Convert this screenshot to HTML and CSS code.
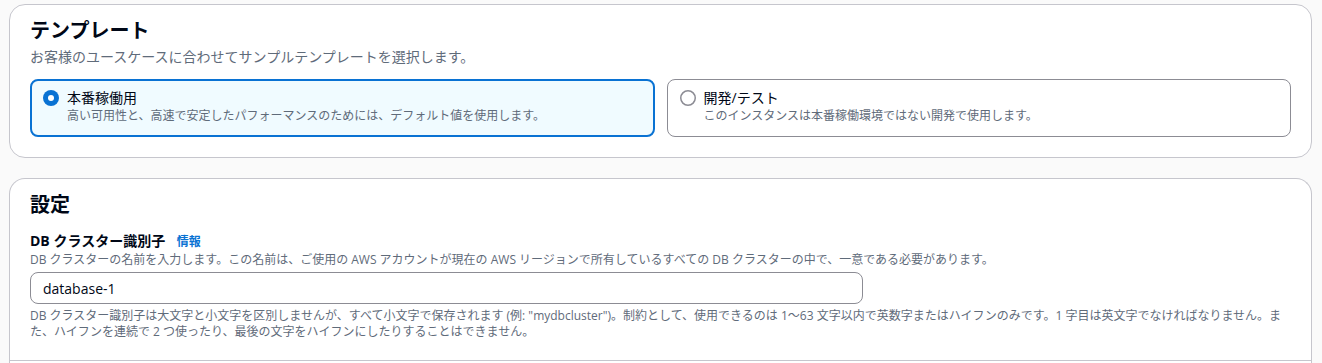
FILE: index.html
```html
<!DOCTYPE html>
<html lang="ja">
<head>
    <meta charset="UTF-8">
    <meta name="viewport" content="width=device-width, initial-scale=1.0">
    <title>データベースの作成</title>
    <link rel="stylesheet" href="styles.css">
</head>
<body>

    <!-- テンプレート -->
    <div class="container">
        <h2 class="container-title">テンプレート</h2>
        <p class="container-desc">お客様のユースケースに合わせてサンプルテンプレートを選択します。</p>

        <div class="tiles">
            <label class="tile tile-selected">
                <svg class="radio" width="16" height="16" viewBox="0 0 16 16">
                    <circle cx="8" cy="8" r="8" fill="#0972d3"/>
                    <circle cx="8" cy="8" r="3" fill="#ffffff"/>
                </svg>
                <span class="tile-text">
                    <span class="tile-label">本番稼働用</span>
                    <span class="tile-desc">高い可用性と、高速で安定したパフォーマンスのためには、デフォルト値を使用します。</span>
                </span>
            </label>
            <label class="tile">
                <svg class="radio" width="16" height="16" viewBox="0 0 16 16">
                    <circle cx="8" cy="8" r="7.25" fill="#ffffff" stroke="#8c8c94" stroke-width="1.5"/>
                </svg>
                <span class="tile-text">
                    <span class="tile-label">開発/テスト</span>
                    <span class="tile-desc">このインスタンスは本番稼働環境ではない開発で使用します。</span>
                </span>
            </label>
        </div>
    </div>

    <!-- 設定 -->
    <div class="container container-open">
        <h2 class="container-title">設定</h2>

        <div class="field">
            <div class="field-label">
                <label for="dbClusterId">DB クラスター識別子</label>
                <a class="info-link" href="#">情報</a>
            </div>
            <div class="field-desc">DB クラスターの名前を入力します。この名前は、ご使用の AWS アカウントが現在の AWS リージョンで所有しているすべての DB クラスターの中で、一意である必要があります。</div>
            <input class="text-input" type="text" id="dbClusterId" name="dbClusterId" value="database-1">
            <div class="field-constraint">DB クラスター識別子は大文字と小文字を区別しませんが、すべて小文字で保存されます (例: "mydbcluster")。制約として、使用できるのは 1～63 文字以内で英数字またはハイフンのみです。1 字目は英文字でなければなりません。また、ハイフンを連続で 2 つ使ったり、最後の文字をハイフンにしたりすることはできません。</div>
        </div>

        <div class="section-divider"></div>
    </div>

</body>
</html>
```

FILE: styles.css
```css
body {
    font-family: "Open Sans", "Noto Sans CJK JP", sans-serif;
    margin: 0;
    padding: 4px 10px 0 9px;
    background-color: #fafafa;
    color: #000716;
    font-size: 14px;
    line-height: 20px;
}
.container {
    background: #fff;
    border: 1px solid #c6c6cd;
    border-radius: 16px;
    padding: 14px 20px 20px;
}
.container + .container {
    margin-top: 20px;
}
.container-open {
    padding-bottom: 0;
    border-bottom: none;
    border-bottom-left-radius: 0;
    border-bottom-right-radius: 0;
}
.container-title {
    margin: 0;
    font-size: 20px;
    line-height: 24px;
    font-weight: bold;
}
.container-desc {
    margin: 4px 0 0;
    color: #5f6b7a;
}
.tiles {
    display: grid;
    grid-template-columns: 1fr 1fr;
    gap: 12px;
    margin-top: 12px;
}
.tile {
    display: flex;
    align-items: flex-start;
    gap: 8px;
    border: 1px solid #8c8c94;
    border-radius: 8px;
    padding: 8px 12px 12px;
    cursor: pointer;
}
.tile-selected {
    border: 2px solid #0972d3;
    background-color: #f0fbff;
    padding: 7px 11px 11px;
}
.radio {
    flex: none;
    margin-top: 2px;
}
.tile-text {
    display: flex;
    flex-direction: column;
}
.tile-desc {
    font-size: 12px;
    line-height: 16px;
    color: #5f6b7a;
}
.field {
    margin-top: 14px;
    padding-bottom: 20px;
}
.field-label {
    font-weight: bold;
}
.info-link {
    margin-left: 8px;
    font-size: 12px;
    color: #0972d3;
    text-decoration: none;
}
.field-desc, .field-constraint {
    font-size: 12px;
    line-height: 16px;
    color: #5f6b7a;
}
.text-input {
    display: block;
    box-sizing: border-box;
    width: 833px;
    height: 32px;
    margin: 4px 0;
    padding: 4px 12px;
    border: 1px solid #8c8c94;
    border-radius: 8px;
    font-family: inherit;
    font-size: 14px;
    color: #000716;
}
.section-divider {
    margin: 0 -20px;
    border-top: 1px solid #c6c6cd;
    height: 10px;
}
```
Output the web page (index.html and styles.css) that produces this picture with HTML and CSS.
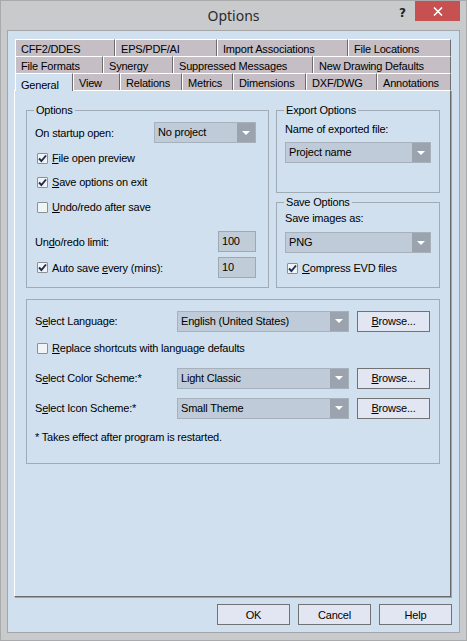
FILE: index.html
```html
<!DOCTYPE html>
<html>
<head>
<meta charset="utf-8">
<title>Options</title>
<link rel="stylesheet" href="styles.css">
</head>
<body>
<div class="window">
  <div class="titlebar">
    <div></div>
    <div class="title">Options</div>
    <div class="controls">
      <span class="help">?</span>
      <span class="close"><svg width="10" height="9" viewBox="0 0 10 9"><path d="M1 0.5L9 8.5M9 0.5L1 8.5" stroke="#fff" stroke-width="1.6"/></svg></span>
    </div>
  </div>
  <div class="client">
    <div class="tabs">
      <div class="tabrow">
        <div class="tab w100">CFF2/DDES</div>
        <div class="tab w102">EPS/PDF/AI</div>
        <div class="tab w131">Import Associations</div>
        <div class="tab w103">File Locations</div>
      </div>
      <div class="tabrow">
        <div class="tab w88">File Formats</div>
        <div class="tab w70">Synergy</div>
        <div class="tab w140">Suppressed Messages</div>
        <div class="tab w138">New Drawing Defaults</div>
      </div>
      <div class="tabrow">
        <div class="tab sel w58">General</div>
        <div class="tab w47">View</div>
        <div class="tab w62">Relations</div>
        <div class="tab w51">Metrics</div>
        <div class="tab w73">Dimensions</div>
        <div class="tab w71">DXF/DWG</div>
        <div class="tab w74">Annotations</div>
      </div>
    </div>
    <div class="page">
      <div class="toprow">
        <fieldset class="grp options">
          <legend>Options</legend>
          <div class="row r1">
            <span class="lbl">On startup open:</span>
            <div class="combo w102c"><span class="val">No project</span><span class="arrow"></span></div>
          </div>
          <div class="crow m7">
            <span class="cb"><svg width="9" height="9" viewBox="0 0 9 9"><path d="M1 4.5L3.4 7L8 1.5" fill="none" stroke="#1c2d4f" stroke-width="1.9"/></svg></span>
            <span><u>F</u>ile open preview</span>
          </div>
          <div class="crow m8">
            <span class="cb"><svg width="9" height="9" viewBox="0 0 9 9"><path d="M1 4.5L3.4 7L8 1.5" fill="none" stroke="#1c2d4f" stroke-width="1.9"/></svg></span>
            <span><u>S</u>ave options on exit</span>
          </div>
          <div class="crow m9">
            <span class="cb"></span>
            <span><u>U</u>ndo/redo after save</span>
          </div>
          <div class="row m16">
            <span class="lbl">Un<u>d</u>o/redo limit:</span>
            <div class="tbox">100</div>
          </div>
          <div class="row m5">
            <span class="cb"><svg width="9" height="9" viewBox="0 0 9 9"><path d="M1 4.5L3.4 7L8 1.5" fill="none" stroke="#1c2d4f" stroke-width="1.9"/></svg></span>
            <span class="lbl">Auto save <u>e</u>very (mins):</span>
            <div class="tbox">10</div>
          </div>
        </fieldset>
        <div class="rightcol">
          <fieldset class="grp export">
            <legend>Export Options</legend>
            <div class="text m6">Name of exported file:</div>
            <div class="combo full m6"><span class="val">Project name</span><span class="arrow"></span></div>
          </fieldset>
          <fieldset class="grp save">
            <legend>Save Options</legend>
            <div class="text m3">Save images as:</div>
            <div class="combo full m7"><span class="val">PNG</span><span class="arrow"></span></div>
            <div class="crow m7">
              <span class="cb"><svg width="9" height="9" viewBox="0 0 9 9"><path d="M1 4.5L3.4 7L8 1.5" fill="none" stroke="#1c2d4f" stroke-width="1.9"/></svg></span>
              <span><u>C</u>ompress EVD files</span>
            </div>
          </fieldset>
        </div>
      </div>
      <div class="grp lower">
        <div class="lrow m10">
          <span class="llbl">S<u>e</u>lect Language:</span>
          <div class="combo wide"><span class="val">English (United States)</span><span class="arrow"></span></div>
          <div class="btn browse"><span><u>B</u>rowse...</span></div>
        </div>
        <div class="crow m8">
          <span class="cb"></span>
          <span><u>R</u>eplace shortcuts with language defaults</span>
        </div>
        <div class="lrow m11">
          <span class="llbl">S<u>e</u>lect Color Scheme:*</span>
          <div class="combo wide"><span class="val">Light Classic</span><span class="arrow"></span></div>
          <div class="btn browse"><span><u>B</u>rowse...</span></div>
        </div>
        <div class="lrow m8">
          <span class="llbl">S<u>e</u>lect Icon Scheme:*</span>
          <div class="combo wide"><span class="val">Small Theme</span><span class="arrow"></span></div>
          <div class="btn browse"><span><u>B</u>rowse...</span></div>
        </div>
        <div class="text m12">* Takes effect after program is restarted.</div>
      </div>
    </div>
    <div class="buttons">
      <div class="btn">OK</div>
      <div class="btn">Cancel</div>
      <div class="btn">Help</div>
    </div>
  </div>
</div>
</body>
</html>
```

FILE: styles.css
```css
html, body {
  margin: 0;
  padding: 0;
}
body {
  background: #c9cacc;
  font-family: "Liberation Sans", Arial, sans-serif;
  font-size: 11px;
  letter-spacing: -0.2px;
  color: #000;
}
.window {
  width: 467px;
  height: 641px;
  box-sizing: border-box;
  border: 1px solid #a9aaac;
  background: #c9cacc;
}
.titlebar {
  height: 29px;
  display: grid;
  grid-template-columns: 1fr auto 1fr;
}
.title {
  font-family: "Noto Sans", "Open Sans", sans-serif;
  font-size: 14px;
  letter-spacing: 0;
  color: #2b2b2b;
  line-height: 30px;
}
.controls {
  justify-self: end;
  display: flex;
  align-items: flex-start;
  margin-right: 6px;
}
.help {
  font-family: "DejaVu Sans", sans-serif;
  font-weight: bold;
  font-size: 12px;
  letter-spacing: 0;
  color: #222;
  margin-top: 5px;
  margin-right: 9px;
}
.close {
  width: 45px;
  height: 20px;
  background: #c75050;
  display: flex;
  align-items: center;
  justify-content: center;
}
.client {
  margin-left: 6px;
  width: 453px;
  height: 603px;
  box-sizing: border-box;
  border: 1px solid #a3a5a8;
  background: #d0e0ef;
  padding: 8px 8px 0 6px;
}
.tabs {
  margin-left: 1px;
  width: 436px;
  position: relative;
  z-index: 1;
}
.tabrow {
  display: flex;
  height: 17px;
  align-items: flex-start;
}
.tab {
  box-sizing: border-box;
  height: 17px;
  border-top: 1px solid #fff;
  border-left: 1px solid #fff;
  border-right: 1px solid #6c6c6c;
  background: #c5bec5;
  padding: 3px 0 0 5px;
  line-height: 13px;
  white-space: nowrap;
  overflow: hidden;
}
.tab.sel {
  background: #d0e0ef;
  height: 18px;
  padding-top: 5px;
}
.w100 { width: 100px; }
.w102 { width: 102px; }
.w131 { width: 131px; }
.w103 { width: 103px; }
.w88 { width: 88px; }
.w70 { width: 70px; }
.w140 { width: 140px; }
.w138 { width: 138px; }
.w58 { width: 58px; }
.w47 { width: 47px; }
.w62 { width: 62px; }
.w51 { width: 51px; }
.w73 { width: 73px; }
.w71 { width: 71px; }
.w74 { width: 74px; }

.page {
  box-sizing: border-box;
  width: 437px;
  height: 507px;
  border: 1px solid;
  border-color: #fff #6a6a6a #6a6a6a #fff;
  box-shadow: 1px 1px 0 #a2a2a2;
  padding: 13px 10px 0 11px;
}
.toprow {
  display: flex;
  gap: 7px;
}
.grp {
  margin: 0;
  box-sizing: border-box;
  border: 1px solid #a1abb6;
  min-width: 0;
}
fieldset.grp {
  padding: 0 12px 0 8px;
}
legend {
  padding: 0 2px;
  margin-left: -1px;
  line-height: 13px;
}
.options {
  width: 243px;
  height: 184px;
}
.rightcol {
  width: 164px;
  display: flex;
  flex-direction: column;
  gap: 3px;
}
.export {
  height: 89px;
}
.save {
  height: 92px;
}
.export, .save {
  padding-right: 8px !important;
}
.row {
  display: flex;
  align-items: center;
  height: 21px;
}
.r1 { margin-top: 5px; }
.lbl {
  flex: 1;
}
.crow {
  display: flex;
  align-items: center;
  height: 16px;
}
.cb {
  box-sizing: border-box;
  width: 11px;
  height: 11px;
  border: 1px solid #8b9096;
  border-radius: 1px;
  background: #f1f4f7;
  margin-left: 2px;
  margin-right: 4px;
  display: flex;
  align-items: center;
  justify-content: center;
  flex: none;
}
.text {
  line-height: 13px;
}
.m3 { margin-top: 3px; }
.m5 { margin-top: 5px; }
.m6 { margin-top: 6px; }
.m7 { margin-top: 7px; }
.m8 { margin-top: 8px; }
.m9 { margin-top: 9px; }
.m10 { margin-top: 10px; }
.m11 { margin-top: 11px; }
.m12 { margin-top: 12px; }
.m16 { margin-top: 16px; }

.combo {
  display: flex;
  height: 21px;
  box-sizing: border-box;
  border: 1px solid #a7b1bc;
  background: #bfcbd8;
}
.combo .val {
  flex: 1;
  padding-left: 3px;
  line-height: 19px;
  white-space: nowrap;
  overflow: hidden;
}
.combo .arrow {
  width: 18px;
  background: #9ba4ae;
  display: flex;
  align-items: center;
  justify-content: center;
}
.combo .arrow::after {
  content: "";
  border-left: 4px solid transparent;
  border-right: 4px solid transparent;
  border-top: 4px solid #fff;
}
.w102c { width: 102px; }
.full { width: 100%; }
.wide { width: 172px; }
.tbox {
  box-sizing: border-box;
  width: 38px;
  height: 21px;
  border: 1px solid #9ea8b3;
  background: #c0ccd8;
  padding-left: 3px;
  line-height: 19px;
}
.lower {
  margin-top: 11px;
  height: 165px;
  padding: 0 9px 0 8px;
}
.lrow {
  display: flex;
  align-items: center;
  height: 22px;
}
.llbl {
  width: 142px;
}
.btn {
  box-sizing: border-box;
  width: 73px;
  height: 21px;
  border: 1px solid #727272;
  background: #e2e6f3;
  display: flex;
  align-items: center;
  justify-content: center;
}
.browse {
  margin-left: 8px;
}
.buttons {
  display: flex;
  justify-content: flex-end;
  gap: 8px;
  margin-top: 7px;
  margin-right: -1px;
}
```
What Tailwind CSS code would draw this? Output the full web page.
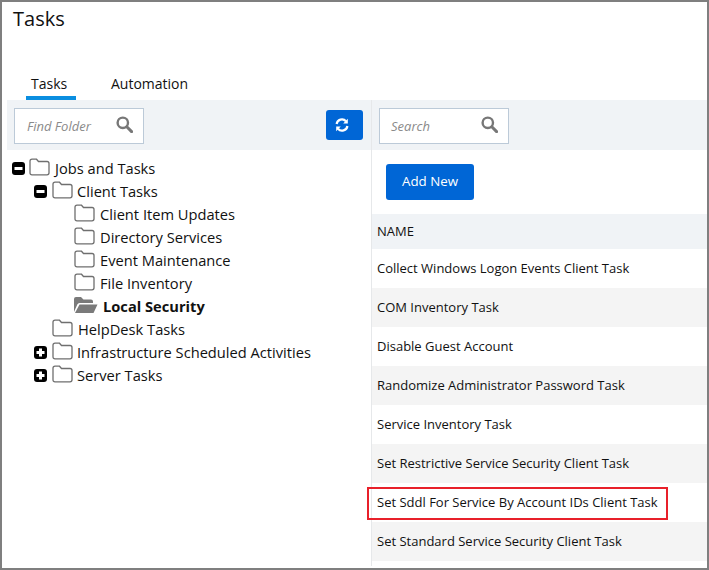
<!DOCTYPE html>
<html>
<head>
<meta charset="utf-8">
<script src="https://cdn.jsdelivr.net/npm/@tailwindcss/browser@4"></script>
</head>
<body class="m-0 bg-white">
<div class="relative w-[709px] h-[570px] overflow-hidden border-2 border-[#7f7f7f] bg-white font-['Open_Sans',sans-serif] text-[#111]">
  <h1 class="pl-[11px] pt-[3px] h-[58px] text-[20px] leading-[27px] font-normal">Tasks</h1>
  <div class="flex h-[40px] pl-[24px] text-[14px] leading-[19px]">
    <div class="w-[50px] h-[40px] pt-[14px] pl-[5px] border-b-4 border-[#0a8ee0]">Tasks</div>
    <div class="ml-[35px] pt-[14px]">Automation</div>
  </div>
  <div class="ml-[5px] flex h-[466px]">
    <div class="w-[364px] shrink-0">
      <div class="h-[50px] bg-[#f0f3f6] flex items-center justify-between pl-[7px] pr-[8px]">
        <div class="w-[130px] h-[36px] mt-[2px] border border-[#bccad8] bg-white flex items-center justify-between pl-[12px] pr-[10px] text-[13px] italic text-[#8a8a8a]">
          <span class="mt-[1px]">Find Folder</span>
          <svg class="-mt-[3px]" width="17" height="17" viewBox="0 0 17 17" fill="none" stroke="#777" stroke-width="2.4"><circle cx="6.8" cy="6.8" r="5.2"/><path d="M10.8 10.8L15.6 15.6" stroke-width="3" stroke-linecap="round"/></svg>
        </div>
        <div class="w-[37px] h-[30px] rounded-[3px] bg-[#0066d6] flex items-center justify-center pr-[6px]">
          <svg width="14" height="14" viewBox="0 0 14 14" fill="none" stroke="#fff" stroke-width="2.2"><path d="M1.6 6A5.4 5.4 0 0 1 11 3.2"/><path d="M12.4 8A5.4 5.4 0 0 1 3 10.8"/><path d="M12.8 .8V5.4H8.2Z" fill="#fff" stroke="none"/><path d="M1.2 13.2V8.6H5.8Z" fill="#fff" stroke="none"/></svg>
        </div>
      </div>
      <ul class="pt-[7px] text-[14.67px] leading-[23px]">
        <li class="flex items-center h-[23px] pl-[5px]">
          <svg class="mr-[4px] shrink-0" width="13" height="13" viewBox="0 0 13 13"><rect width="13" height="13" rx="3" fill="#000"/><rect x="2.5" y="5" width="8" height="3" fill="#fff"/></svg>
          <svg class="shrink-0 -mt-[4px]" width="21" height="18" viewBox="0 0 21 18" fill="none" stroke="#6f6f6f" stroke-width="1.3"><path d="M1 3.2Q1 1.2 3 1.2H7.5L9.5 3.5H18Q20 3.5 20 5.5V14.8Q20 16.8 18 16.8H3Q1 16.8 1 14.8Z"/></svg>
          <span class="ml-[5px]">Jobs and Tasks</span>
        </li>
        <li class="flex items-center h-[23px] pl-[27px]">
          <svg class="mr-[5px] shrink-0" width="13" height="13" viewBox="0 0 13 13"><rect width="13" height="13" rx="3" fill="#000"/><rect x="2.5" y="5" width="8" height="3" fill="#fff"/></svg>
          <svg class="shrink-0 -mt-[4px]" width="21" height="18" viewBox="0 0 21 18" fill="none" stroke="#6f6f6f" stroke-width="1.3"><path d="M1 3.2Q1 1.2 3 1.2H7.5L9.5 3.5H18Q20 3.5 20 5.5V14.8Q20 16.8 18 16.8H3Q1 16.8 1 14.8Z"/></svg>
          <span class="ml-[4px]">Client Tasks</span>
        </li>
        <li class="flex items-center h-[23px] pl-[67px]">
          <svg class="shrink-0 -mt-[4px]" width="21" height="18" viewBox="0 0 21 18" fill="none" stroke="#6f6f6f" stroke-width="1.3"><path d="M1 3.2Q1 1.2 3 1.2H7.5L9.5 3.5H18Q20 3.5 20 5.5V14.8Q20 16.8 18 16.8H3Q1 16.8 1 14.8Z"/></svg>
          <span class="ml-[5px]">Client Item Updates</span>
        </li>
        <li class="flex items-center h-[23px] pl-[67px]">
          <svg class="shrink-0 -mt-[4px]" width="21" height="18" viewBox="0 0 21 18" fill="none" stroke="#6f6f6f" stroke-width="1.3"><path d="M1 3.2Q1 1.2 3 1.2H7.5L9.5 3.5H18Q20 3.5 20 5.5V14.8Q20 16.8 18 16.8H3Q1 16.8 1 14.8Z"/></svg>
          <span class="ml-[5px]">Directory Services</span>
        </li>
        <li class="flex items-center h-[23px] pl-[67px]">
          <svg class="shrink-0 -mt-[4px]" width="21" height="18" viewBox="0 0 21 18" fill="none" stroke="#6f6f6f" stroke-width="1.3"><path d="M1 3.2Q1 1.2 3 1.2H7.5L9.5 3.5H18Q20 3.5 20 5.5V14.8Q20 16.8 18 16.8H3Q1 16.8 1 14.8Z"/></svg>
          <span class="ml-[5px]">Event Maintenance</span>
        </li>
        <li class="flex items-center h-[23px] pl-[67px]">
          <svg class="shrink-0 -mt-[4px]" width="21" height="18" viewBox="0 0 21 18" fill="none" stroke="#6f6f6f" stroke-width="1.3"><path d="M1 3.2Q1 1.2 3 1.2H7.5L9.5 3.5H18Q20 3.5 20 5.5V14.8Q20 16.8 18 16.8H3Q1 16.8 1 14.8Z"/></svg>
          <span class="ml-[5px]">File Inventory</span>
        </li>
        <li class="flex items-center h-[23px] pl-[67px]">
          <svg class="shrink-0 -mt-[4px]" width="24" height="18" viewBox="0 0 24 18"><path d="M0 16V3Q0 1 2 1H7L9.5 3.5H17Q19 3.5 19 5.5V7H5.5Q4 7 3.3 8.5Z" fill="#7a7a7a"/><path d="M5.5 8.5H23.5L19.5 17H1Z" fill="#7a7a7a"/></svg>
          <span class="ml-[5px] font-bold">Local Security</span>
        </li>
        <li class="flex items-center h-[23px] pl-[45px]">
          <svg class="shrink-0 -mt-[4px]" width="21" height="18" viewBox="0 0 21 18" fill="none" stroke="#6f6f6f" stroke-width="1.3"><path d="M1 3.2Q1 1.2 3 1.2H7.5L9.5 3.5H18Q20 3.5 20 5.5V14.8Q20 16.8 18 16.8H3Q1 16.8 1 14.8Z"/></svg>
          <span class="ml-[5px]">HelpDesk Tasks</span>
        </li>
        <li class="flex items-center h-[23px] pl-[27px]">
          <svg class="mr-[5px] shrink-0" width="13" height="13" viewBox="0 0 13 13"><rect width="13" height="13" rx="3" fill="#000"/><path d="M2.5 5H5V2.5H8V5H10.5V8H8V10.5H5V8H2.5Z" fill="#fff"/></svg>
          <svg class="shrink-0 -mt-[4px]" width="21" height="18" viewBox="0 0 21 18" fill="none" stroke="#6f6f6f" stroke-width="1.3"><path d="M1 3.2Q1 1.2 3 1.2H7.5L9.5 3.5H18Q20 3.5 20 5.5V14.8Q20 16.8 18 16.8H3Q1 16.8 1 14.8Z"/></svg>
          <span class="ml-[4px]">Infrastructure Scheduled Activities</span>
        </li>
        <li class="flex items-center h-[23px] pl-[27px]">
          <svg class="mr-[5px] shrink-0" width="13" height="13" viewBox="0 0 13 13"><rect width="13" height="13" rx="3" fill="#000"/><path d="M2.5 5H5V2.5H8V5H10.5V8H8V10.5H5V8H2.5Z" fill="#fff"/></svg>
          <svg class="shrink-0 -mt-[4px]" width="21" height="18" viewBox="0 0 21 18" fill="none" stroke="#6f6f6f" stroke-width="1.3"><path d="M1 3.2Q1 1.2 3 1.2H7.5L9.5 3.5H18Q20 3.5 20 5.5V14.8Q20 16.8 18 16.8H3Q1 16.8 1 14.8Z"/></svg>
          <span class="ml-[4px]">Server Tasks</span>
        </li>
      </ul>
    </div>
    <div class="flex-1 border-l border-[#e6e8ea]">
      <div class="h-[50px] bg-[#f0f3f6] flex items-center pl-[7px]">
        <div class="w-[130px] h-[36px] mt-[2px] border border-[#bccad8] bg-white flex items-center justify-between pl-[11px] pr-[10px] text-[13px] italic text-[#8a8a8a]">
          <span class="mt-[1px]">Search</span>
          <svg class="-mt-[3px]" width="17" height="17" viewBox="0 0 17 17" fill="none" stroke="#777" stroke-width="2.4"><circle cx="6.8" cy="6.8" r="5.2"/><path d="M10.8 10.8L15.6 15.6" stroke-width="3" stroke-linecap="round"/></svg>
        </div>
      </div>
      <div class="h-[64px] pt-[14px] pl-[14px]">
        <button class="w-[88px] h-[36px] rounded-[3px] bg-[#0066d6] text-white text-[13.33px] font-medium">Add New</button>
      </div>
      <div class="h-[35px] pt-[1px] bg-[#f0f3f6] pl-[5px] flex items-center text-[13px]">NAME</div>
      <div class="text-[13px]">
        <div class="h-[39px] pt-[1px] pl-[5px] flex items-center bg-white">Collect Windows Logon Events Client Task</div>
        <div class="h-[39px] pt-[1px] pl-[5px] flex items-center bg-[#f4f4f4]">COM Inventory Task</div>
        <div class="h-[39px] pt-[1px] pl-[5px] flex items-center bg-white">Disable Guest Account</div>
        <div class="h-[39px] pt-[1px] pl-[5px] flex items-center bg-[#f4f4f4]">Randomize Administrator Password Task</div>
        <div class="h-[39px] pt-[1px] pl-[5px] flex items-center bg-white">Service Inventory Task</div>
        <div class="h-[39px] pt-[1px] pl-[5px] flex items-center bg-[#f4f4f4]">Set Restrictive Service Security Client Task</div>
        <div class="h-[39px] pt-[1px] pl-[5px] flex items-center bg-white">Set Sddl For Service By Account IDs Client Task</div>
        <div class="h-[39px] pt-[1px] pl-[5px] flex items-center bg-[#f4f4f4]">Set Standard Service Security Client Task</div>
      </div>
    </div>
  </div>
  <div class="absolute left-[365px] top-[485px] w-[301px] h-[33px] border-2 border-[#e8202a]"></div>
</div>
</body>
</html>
◇ ◇ ◇ ◇ ◇
◆ **INSTRUCTIONS TO FOLLOW**: Copy every line in the entries above that has the string "this" in it.

◆ **RESPONSE BELOW**:
Convert this screenshot to HTML and CSS code.
Output the web page (index.html and styles.css) that produces this picture with HTML and CSS.
What Tailwind CSS code would draw this? Output the full web page.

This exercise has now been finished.